Take me to your Lieder

I just wanted to celebrate and bid auf Wiederhören to the life of one of the paragons of our age, truly one of the most supremely gifted vocalists and discriminating and insightful musicians. It was the lieder form that he so magisterially exhumed and polished and perfected before our ears, Schubert principally of course, but Wolf and Schoek too, lesser known names but now regularly performed thanks to him.

Many people when they first listen to Winterreise for example, or the better known of all Schubert’s lieder, The Trout, or Der Erlkönig feel – despite the simply unprecedented tunefulness and hummable melodic flowering – that they can’t “relate” to this genre of lilting folk songs, sung by an operatic tenor baritone hybrid, reciting poems about lonely romantic travelling and being impressed by lime trees and melting snow, which seems so buttoned up and concert-hall and swanky while pretending to be the wild woodnotes of a free romantic artist who is making a musical journey of his life. We all know autumn reminds us of decay and winter of frozen stasis and spring of promise. What could that syphilitic old (well young in fact) speccie Schubert bring to the party that might make us feel anything new?

Try it, try it do

Oh. Oh you wait. You’ll hate it at first perhaps. But leave it on. Leave it on over the next few days and suddenly, it will steal into you and never leave you. And if you never thank me for anything ever again. Thank me for that. There is a great line by Philip Larkin (well of course there is, there is almost nothing but great lines by him) – but one of my favourite is to a musical hero of his, the Jazz clarinettist and saxophonist, Sidney Bechet:

“Oh play that thing!” he cries, and then adds this, on which I and (I should guess no one alive could improve)

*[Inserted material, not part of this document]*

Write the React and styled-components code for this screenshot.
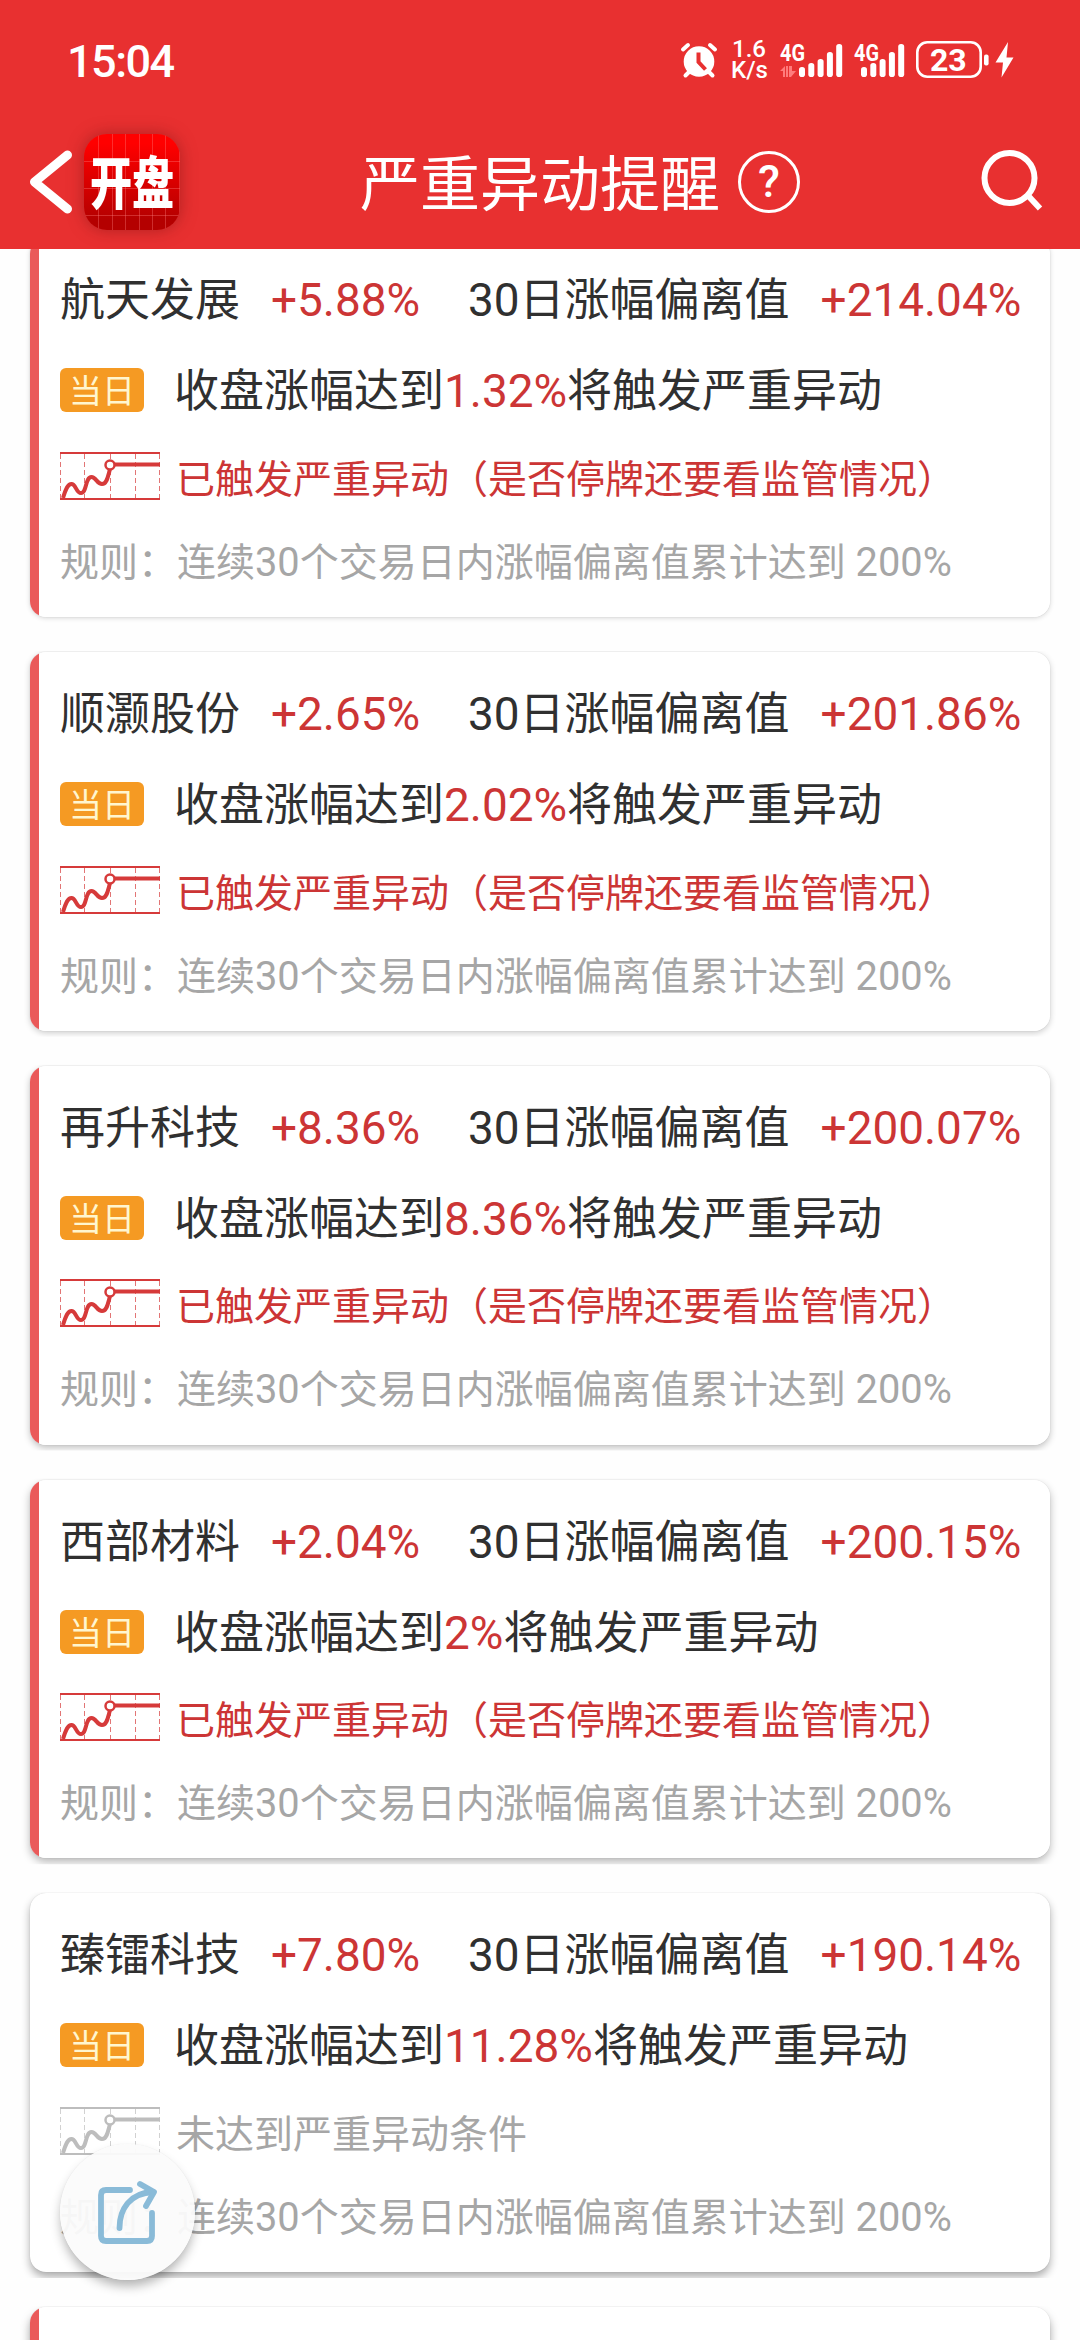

On me your sounds falls as they say love should Like an enormous yes.

I’ll grant you, Wigmore Hall and the QE Hall and the Festival and all the others, much as I love them, have work to do before they’ll get people in to venues that most will instantly respond to as stuffy and which will remind them of the music teachers they least liked and whose breath most reeked.

But there’s always your own bedroom.

I promise you, what Morrissey could plant in the mind of a lonely 14 year old, DFD and Schubert can plant in yours. You just have to give it a little time. It’s a new mode and it’ll fuck your head the first time you hear it. But then just you, the incomparable Gerald Moore at the piano and the melting, utterly modest, plain, simple and yet shatteringly emotional voice of one of the most perfect singers ever to be born on this planet … to die without giving it a chance would be a crime against nature and history and art.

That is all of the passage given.